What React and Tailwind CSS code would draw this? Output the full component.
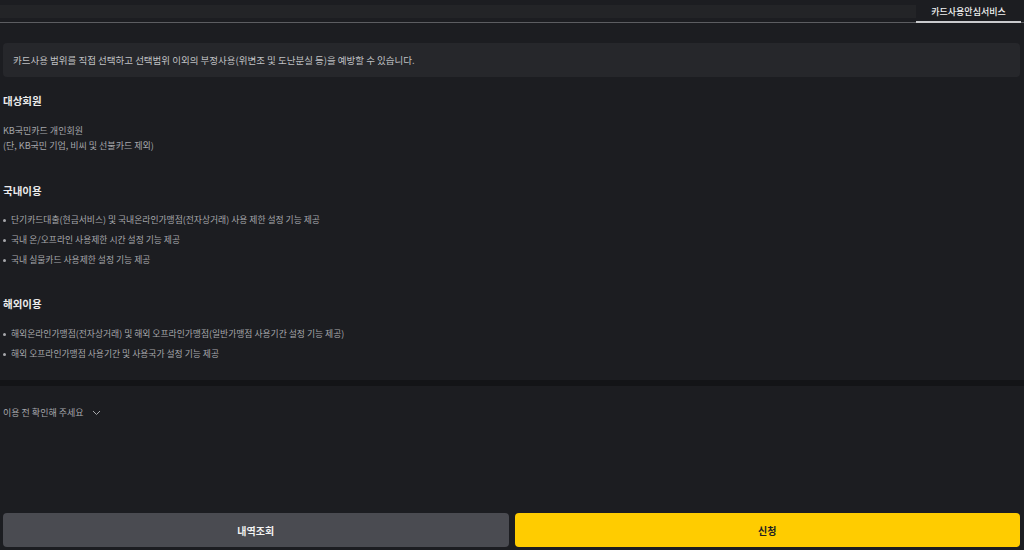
const domestic = [
  "단기카드대출(현금서비스) 및 국내온라인가맹점(전자상거래) 사용 제한 설정 기능 제공",
  "국내 온/오프라인 사용제한 시간 설정 기능 제공",
  "국내 실물카드 사용제한 설정 기능 제공",
];

const overseas = [
  "해외온라인가맹점(전자상거래) 및 해외 오프라인가맹점(일반가맹점 사용기간 설정 기능 제공)",
  "해외 오프라인가맹점 사용기간 및 사용국가 설정 기능 제공",
];

function Bullets({ items, className }) {
  return (
    <ul className={className}>
      {items.map((t) => (
        <li key={t} className="flex items-center h-[20px] text-[8.8px] text-[#a6a7ab]">
          <span className="w-[3px] h-[3px] rounded-full bg-[#a6a7ab] mr-[5px]" />
          {t}
        </li>
      ))}
    </ul>
  );
}

export default function App() {
  return (
    <div
      className="w-[1024px] h-[550px] bg-[#1c1d21] flex flex-col overflow-hidden"
      style={{ fontFamily: '"Noto Sans CJK KR", "Noto Sans", sans-serif' }}
    >
      {/* tab bar */}
      <div className="flex h-[23px] border-b border-[#5c5d61] pr-[3px]">
        <div className="flex-1 mt-[5px] h-[13px] bg-[#232427]" />
        <div className="w-[105px] pt-[4px] border-b-2 border-[#c9cacd] -mb-[1px] text-center text-[9px] leading-[15px] font-medium text-[#f0f0f0]">
          카드사용안심서비스
        </div>
      </div>

      <div className="px-[3px] pr-[4px]">
        <div className="mt-[20px] h-[34px] rounded-[4px] bg-[#26272b] flex items-center px-[10px] text-[9.5px] text-[#c0c1c4]">
          카드사용 범위를 직접 선택하고 선택범위 이외의 부정사용(위변조 및 도난분실 등)을 예방할 수 있습니다.
        </div>

        <h3 className="mt-[17px] text-[10.5px] leading-[14px] font-bold text-[#ececec]">대상회원</h3>
        <p className="mt-[15px] text-[9px] leading-[15px] text-[#a6a7ab]">
          KB국민카드 개인회원
          <br />
          (단, KB국민 기업, 비씨 및 선불카드 제외)
        </p>

        <h3 className="mt-[31px] text-[10.5px] leading-[14px] font-bold text-[#ececec]">국내이용</h3>
        <Bullets items={domestic} className="mt-[12px]" />

        <h3 className="mt-[27px] text-[10.5px] leading-[14px] font-bold text-[#ececec]">해외이용</h3>
        <Bullets items={overseas} className="mt-[13px]" />
      </div>

      <div className="mt-[16px] h-[6px] bg-[#131417]" />

      <div className="mt-[17px] px-[3px] flex items-center gap-[8px] h-[20px] text-[9px] text-[#a6a7ab]">
        이용 전 확인해 주세요
        <svg width="9" height="6" viewBox="0 0 9 6" fill="none">
          <path d="M1 1l3.5 3.5L8 1" stroke="#a6a7ab" strokeWidth="1" />
        </svg>
      </div>

      <div className="flex-1" />

      <div className="flex gap-[6px] pl-[3px] pr-[4px] pb-[3px]">
        <button className="flex-1 h-[34px] rounded-[4px] bg-[#4a4b51] text-[10px] font-bold text-[#f2f2f2]">
          내역조회
        </button>
        <button className="flex-1 h-[34px] rounded-[4px] bg-[#ffcc00] text-[10px] font-bold text-[#222]">
          신청
        </button>
      </div>
    </div>
  );
}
= = =
## WHAT THIS TASK INVOLVES
Copy the material above in full and exactly, skipping pictures.

## EXERCISE SOLUTION
What React and Tailwind CSS code would draw this? Output the full component.
const domestic = [
  "단기카드대출(현금서비스) 및 국내온라인가맹점(전자상거래) 사용 제한 설정 기능 제공",
  "국내 온/오프라인 사용제한 시간 설정 기능 제공",
  "국내 실물카드 사용제한 설정 기능 제공",
];

const overseas = [
  "해외온라인가맹점(전자상거래) 및 해외 오프라인가맹점(일반가맹점 사용기간 설정 기능 제공)",
  "해외 오프라인가맹점 사용기간 및 사용국가 설정 기능 제공",
];

function Bullets({ items, className }) {
  return (
    <ul className={className}>
      {items.map((t) => (
        <li key={t} className="flex items-center h-[20px] text-[8.8px] text-[#a6a7ab]">
          <span className="w-[3px] h-[3px] rounded-full bg-[#a6a7ab] mr-[5px]" />
          {t}
        </li>
      ))}
    </ul>
  );
}

export default function App() {
  return (
    <div
      className="w-[1024px] h-[550px] bg-[#1c1d21] flex flex-col overflow-hidden"
      style={{ fontFamily: '"Noto Sans CJK KR", "Noto Sans", sans-serif' }}
    >
      {/* tab bar */}
      <div className="flex h-[23px] border-b border-[#5c5d61] pr-[3px]">
        <div className="flex-1 mt-[5px] h-[13px] bg-[#232427]" />
        <div className="w-[105px] pt-[4px] border-b-2 border-[#c9cacd] -mb-[1px] text-center text-[9px] leading-[15px] font-medium text-[#f0f0f0]">
          카드사용안심서비스
        </div>
      </div>

      <div className="px-[3px] pr-[4px]">
        <div className="mt-[20px] h-[34px] rounded-[4px] bg-[#26272b] flex items-center px-[10px] text-[9.5px] text-[#c0c1c4]">
          카드사용 범위를 직접 선택하고 선택범위 이외의 부정사용(위변조 및 도난분실 등)을 예방할 수 있습니다.
        </div>

        <h3 className="mt-[17px] text-[10.5px] leading-[14px] font-bold text-[#ececec]">대상회원</h3>
        <p className="mt-[15px] text-[9px] leading-[15px] text-[#a6a7ab]">
          KB국민카드 개인회원
          <br />
          (단, KB국민 기업, 비씨 및 선불카드 제외)
        </p>

        <h3 className="mt-[31px] text-[10.5px] leading-[14px] font-bold text-[#ececec]">국내이용</h3>
        <Bullets items={domestic} className="mt-[12px]" />

        <h3 className="mt-[27px] text-[10.5px] leading-[14px] font-bold text-[#ececec]">해외이용</h3>
        <Bullets items={overseas} className="mt-[13px]" />
      </div>

      <div className="mt-[16px] h-[6px] bg-[#131417]" />

      <div className="mt-[17px] px-[3px] flex items-center gap-[8px] h-[20px] text-[9px] text-[#a6a7ab]">
        이용 전 확인해 주세요
        <svg width="9" height="6" viewBox="0 0 9 6" fill="none">
          <path d="M1 1l3.5 3.5L8 1" stroke="#a6a7ab" strokeWidth="1" />
        </svg>
      </div>

      <div className="flex-1" />

      <div className="flex gap-[6px] pl-[3px] pr-[4px] pb-[3px]">
        <button className="flex-1 h-[34px] rounded-[4px] bg-[#4a4b51] text-[10px] font-bold text-[#f2f2f2]">
          내역조회
        </button>
        <button className="flex-1 h-[34px] rounded-[4px] bg-[#ffcc00] text-[10px] font-bold text-[#222]">
          신청
        </button>
      </div>
    </div>
  );
}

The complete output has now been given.